Research on the Dynamic Evolution Mechanism of Soil Arching in Curve Shield Tunneling Based on Asymmetric Strata Loss
摘要
The unique behaviors of asymmetric strata loss and over-excavation during curve shield tunneling is addressed in this study, which reveals the dynamic evolution mechanism of asymmetric arching effects from a multiscale perspective. Through transparent soil-particle image velocimetry (PIV) visualization tests and discrete element simulations (DEM), the critical burial depth conditions and stage characteristics of asymmetric soil arch formation were elucidated.
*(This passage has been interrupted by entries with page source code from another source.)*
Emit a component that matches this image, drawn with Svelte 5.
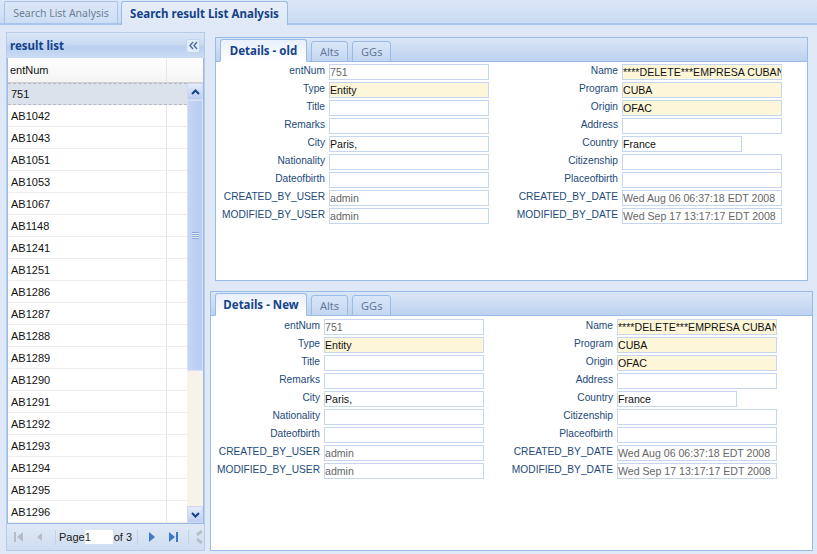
<script>
  const rows = ['751','AB1042','AB1043','AB1051','AB1053','AB1067','AB1148','AB1241','AB1251','AB1286','AB1287','AB1288','AB1289','AB1290','AB1291','AB1292','AB1293','AB1294','AB1295','AB1296'];
  const left = [
    ['entNum','751','ro'],['Type','Entity','req'],['Title','',''],['Remarks','',''],['City','Paris,',''],
    ['Nationality','',''],['Dateofbirth','',''],['CREATED_BY_USER','admin','ro'],['MODIFIED_BY_USER','admin','ro']
  ];
  const right = [
    ['Name','****DELETE***EMPRESA CUBANA','req'],['Program','CUBA','req'],['Origin','OFAC','req'],['Address','',''],['Country','France','short'],
    ['Citizenship','',''],['Placeofbirth','',''],['CREATED_BY_DATE','Wed Aug 06 06:37:18 EDT 2008','ro'],['MODIFIED_BY_DATE','Wed Sep 17 13:17:17 EDT 2008','ro']
  ];
  const panels = [
    { title: 'Details - old', cls: 'old' },
    { title: 'Details - New', cls: 'new' }
  ];
</script>

<div class="page">
  <div class="toptabs">
    <div class="ttab">Search List Analysis</div>
    <div class="ttab active">Search result List Analysis</div>
  </div>
  <div class="main">
    <aside class="side">
      <div class="sidehead">
        <span>result list</span>
        <button class="collapse" aria-label="collapse">
          <svg width="11" height="9" viewBox="0 0 11 9"><path d="M5 1 L2 4.5 L5 8 M9 1 L6 4.5 L9 8" fill="none" stroke="#4a6fa5" stroke-width="1.4"/></svg>
        </button>
      </div>
      <div class="grid">
        <div class="ghead"><div class="c1">entNum</div><div class="c2"></div></div>
        <div class="gbody">
          <div class="rows">
            {#each rows as r, i}
              <div class="row" class:sel={i === 0}><div class="c1">{r}</div><div class="c2"></div></div>
            {/each}
          </div>
          <div class="scroll">
            <div class="sbtn">
              <svg width="9" height="6" viewBox="0 0 9 6"><path d="M1 5 L4.5 1.5 L8 5" fill="none" stroke="#15428b" stroke-width="2"/></svg>
            </div>
            <div class="thumb"><i></i></div>
            <div class="track"></div>
            <div class="sbtn">
              <svg width="9" height="6" viewBox="0 0 9 6"><path d="M1 1 L4.5 4.5 L8 1" fill="none" stroke="#15428b" stroke-width="2"/></svg>
            </div>
          </div>
        </div>
      </div>
      <div class="pager">
        <svg class="pi first" width="12" height="12" viewBox="0 0 12 12"><rect x="1" y="1" width="2" height="10" fill="#b4bcc8"/><path d="M10 1 V11 L4 6 Z" fill="#b4bcc8"/></svg>
        <svg class="pi prev" width="8" height="12" viewBox="0 0 8 12"><path d="M7 2 V10 L2 6 Z" fill="#b4bcc8"/></svg>
        <span class="sep"></span>
        <span class="pl">Page</span><span class="pin">1</span><span class="pl of">of 3</span>
        <span class="sep s2"></span>
        <svg class="pi next" width="8" height="12" viewBox="0 0 8 12"><path d="M1 1 V11 L7 6 Z" fill="#3f78c8"/></svg>
        <svg class="pi last" width="12" height="12" viewBox="0 0 12 12"><path d="M1 1 V11 L7 6 Z" fill="#3f78c8"/><rect x="8" y="1" width="2" height="10" fill="#3f78c8"/></svg>
        <span class="sep s3"></span>
        <svg class="pi ref" width="8" height="14" viewBox="0 0 8 14"><path d="M7 1 L2 5 M2 9 L7 13" fill="none" stroke="#b8bfc8" stroke-width="3"/></svg>
      </div>
    </aside>

    <div class="content">
      {#each panels as p}
        <section class="panel {p.cls}">
          <div class="ptabs">
            <div class="ptab active">{p.title}</div>
            <div class="ptab">Alts</div>
            <div class="ptab">GGs</div>
          </div>
          <div class="pbody">
            <div class="form">
              {#each [left, right] as col}
                <div class="col">
                  {#each col as f}
                    <label class="lab">{f[0]}</label>
                    <div class="inp {f[2]}"><span>{f[1]}</span></div>
                  {/each}
                </div>
              {/each}
            </div>
          </div>
        </section>
      {/each}
    </div>
  </div>
</div>

<style>
  :global(body) { margin: 0; }
  .page { width: 817px; height: 554px; overflow: hidden; background: #dfe8f6; font-family: "Noto Sans", "Liberation Sans", sans-serif; font-size: 11px; color: #15428b; display: flex; flex-direction: column; }
  .toptabs { height: 25px; flex: none; box-sizing: border-box; display: flex; align-items: flex-end; gap: 3px; padding-left: 4px; border-bottom: 2px solid #a9c5ec; background: linear-gradient(#dbe7f7, #cbdcf3); }
  .ttab { height: 22px; box-sizing: border-box; width: 114px; display: flex; align-items: center; justify-content: center; border: 1px solid #a9c2e6; border-bottom: 0; border-radius: 2px 2px 0 0; background: linear-gradient(#dbe7f7, #cddef4); color: #6f8098; font-size: 10.5px; }
  .ttab.active { width: 167px; height: 24px; margin-bottom: -2px; background: linear-gradient(#e6eefa, #dfe8f6); border-color: #99bbe8; color: #15428b; font-weight: 700; font-size: 11.5px; border-radius: 3px 3px 0 0; }
  .main { flex: 1; display: flex; min-height: 0; padding: 7px 4px 3px 6px; gap: 5px; }
  .side { width: 199px; height: 519px; box-sizing: border-box; flex: none; border: 1px solid #b5cbe8; display: flex; flex-direction: column; background: #d0def0; }
  .sidehead { height: 25px; flex: none; display: flex; align-items: center; justify-content: space-between; padding: 0 4px 0 3px; background: linear-gradient(#dae6f6 0, #c9daf2 45%, #b9cfee 55%, #cbdcf3 100%); font-weight: 700; color: #15428b; font-size: 11.5px; }
  .collapse { width: 14px; height: 14px; padding: 0; border: 1px solid #c3d5ee; background: #e3ecf9; border-radius: 2px; display: flex; align-items: center; justify-content: center; }
  .grid { margin: 0; flex: none; display: flex; flex-direction: column; border: 1px solid #99bbe8; border-top: 0; background: #fff; color: #111; }
  .ghead { height: 25px; box-sizing: border-box; flex: none; display: flex; background: linear-gradient(#fff, #f4f4f4); border-bottom: 1px solid #d0d0d0; font-family: "Liberation Sans", sans-serif; }
  .ghead .c2 { flex: 1; }
  .c1 { width: 159px; box-sizing: border-box; padding-left: 2px; border-right: 1px solid #e6e6e6; display: flex; align-items: center; }
  .row .c1 { padding-left: 3px; }
  .c2 { width: 19px; }
  .gbody { height: 440px; flex: none; display: flex; overflow: hidden; }
  .rows { width: 179px; flex: none; font-family: "Liberation Sans", sans-serif; }
  .row { height: 22px; box-sizing: border-box; display: flex; border-bottom: 1px solid #ededed; }
  .row.sel { background: #dce2ec; border-top: 1px dashed #b4b9c4; border-bottom: 1px dashed #b4b9c4; }
  .row.sel .c1 { border-right-color: #dce2ec; }
  .scroll { flex: 1; display: flex; flex-direction: column; background: #f7f3e8; }
  .sbtn { height: 17px; flex: none; background: linear-gradient(#e4ecfa, #bccdf0); border: 1px solid #cfdaf0; box-sizing: border-box; display: flex; align-items: center; justify-content: center; }
  .thumb { height: 271px; flex: none; background: linear-gradient(90deg, #c5d4f3, #b9ccf2); border: 1px solid #d8e2f5; box-sizing: border-box; display: flex; align-items: center; justify-content: center; }
  .thumb i { width: 7px; height: 7px; background: repeating-linear-gradient(#8ea6d4 0 1px, #e4ecfa 1px 2px); }
  .track { flex: 1; }
  .pager { height: 26px; flex: none; display: flex; align-items: center; padding-left: 6px; background: linear-gradient(#dfe8f6, #cfddf1); color: #222; overflow: hidden; font-family: "Liberation Sans", sans-serif; font-size: 11px; }
  .pi { flex: none; }
  .prev { margin-left: 10px; }
  .sep { width: 1px; height: 15px; background: #c2d1e6; margin-left: 12px; flex: none; }
  .pl { margin-left: 3px; }
  .of { margin-left: 1px; }
  .pin { width: 28px; height: 14px; line-height: 14px; background: #fff; flex: none; color: #333; }
  .s2 { margin-left: 5px; }
  .next { margin-left: 10px; }
  .last { margin-left: 12px; }
  .s3 { margin-left: 8px; }
  .ref { margin-left: 6px; }
  .content { flex: 1; display: flex; flex-direction: column; gap: 10px; min-width: 0; }
  .panel { display: flex; flex-direction: column; box-sizing: border-box; }
  .panel.old { height: 244px; margin: 5px 5px 0 5px; }
  .panel.new { height: 260px; }
  .ptabs { height: 25px; flex: none; box-sizing: border-box; border: 1px solid #99bbe8; display: flex; align-items: flex-end; gap: 4px; padding-left: 4px; background: linear-gradient(#dae6f6, #bdd2ef); }
  .ptab { height: 21px; margin-bottom: -1px; box-sizing: border-box; padding: 0 8px; display: flex; align-items: center; border: 1px solid #99bbe8; border-radius: 3px 3px 0 0; background: linear-gradient(#d9e6f7, #c4d7f1); color: #64799b; }
  .ptab.active { height: 23px; width: 87px; justify-content: center; padding: 0; background: linear-gradient(#e8f0fb, #fff); border-bottom-color: #fff; color: #15428b; font-weight: 700; font-size: 11.5px; }
  .new .ptab.active { width: 92px; }
  .pbody { flex: 1; border: 1px solid #99bbe8; border-top: 0; background: #fff; padding-top: 2px; }
  .new .pbody { padding-top: 3px; }
  .form { display: flex; }
  .col { display: grid; grid-template-columns: 109px 160px; column-gap: 4px; row-gap: 2px; grid-auto-rows: 16px; }
  .col:first-child { width: 293px; flex: none; }
  .lab { text-align: right; line-height: 13px; color: #234a7a; white-space: nowrap; font-size: 10.2px; font-family: "Liberation Sans", sans-serif; }
  .inp { height: 16px; box-sizing: border-box; border: 1px solid #c5d6ee; background: #fff; overflow: hidden; white-space: nowrap; color: #111; font-family: "Liberation Sans", sans-serif; font-size: 10.6px; line-height: 15px; padding-left: 0; }
  .inp.ro span { color: #666; }
  .inp.req { background: #fdf6d8; }
  .inp.short { width: 120px; }
</style>
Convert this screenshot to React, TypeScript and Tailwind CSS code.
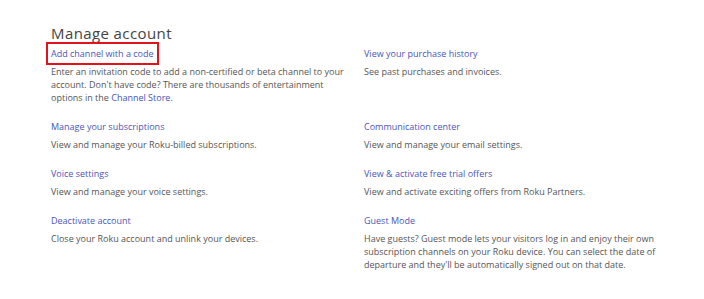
const items: { title: string; desc: React.ReactNode; boxed?: boolean }[] = [
  {
    title: 'Add channel with a code',
    boxed: true,
    desc: (
      <>
        Enter an invitation code to add a non-certified or beta channel to your account. Don't have code? There are
        thousands of entertainment options in the <a className="text-[#4653b8]">Channel Store</a>.
      </>
    ),
  },
  { title: 'View your purchase history', desc: 'See past purchases and invoices.' },
  { title: 'Manage your subscriptions', desc: 'View and manage your Roku-billed subscriptions.' },
  { title: 'Communication center', desc: 'View and manage your email settings.' },
  { title: 'Voice settings', desc: 'View and manage your voice settings.' },
  { title: 'View & activate free trial offers', desc: 'View and activate exciting offers from Roku Partners.' },
  { title: 'Deactivate account', desc: 'Close your Roku account and unlink your devices.' },
  {
    title: 'Guest Mode',
    desc: "Have guests? Guest mode lets your visitors log in and enjoy their own subscription channels on your Roku device. You can select the date of departure and they'll be automatically signed out on that date.",
  },
];

export default function App() {
  return (
    <div className="w-[704px] h-[299px] bg-white pl-[51px] pt-[25px] font-['Open_Sans','Lato',sans-serif]">
      <h2 className="text-[15px] leading-[16px] text-[#444] tracking-[0.4px]">Manage account</h2>
      <div className="grid grid-cols-[313px_313px] mt-[6px]">
        {items.map((it) => (
          <div key={it.title} className="pb-[16px] pr-[10px]">
            <div className="h-[13px] flex items-center">
              <a
                className={
                  'text-[9px] leading-[13px] text-[#4a56b8] ' +
                  (it.boxed ? 'outline-2 outline-[#e3121b] outline-offset-[3px]' : '')
                }
              >
                {it.title}
              </a>
            </div>
            <p className="mt-[5px] text-[9px] leading-[13px] text-[#555] w-[300px]">{it.desc}</p>
          </div>
        ))}
      </div>
    </div>
  );
}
A three-dimensional finite element model was established to analyze the evolution of asymmetric soil arches during curve shield tunneling and the effect of key parameters. The results reveal that the asymmetric soil arch effect caused by over-excavation is controlled by burial depth: when the burial depth ratio is 1.0, the maximum ground settlement is 3.2 mm with no soil arch; when the burial depth ratio is 2.0, the settlement is 2.4 mm, and the soil arch partially develops; when the burial depth ratio is 3.0, the settlement is 1.3 mm, and a soil arch is formed at a distance equal to one tunnel diameter above the tunnel. The soil arch has a “longitudinal–transverse section conversion” feature, reaching a maximum height of 22.21 m and stabilizing at 21.57 m after grouting. Increasing the internal friction angle and cohesion can reduces the vertical stress at the tunnel top, and stabilization occurs when the internal friction angle exceeds 25° and the burial depth ratio exceeds 1.5. The constructed soil pressure ratio model provides a basis for controlling curved tunnel construction.